**GIVEN TASK**
Transcribe the whole listing without a single picture.

======== COLLECTED DATA ========

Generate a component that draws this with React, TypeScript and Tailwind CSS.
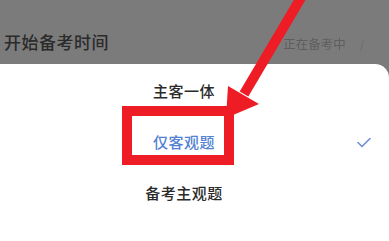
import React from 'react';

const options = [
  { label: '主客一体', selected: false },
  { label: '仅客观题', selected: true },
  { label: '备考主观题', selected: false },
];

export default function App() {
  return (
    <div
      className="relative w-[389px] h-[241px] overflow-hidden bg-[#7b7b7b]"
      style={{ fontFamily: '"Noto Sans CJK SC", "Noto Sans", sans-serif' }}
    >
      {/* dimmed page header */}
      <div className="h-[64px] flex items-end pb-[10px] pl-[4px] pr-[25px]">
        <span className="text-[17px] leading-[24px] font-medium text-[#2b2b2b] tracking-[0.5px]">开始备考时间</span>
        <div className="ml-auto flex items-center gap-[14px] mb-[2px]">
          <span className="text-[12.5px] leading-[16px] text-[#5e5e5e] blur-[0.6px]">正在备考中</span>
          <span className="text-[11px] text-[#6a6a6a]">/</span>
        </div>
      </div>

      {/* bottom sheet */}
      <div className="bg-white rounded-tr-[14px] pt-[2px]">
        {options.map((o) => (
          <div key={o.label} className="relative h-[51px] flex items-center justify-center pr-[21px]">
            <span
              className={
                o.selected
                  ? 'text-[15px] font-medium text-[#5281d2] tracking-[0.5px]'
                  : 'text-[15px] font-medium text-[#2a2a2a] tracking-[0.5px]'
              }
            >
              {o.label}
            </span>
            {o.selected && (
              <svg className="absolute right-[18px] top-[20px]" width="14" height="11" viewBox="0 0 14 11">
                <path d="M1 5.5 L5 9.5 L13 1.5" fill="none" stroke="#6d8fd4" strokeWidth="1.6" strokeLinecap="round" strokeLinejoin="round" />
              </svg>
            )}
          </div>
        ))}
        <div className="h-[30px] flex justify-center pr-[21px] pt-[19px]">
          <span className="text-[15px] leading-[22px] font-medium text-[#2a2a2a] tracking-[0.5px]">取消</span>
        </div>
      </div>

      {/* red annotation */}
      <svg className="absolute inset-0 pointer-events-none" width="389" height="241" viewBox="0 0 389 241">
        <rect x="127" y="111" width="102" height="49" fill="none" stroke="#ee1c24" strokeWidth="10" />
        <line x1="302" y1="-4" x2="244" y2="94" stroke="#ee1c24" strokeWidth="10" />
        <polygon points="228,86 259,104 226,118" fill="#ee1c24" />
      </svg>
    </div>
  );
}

========

**ANSWER TO THIS TASK**
Generate a component that draws this with React, TypeScript and Tailwind CSS.
import React from 'react';

const options = [
  { label: '主客一体', selected: false },
  { label: '仅客观题', selected: true },
  { label: '备考主观题', selected: false },
];

export default function App() {
  return (
    <div
      className="relative w-[389px] h-[241px] overflow-hidden bg-[#7b7b7b]"
      style={{ fontFamily: '"Noto Sans CJK SC", "Noto Sans", sans-serif' }}
    >
      {/* dimmed page header */}
      <div className="h-[64px] flex items-end pb-[10px] pl-[4px] pr-[25px]">
        <span className="text-[17px] leading-[24px] font-medium text-[#2b2b2b] tracking-[0.5px]">开始备考时间</span>
        <div className="ml-auto flex items-center gap-[14px] mb-[2px]">
          <span className="text-[12.5px] leading-[16px] text-[#5e5e5e] blur-[0.6px]">正在备考中</span>
          <span className="text-[11px] text-[#6a6a6a]">/</span>
        </div>
      </div>

      {/* bottom sheet */}
      <div className="bg-white rounded-tr-[14px] pt-[2px]">
        {options.map((o) => (
          <div key={o.label} className="relative h-[51px] flex items-center justify-center pr-[21px]">
            <span
              className={
                o.selected
                  ? 'text-[15px] font-medium text-[#5281d2] tracking-[0.5px]'
                  : 'text-[15px] font-medium text-[#2a2a2a] tracking-[0.5px]'
              }
            >
              {o.label}
            </span>
            {o.selected && (
              <svg className="absolute right-[18px] top-[20px]" width="14" height="11" viewBox="0 0 14 11">
                <path d="M1 5.5 L5 9.5 L13 1.5" fill="none" stroke="#6d8fd4" strokeWidth="1.6" strokeLinecap="round" strokeLinejoin="round" />
              </svg>
            )}
          </div>
        ))}
        <div className="h-[30px] flex justify-center pr-[21px] pt-[19px]">
          <span className="text-[15px] leading-[22px] font-medium text-[#2a2a2a] tracking-[0.5px]">取消</span>
        </div>
      </div>

      {/* red annotation */}
      <svg className="absolute inset-0 pointer-events-none" width="389" height="241" viewBox="0 0 389 241">
        <rect x="127" y="111" width="102" height="49" fill="none" stroke="#ee1c24" strokeWidth="10" />
        <line x1="302" y1="-4" x2="244" y2="94" stroke="#ee1c24" strokeWidth="10" />
        <polygon points="228,86 259,104 226,118" fill="#ee1c24" />
      </svg>
    </div>
  );
}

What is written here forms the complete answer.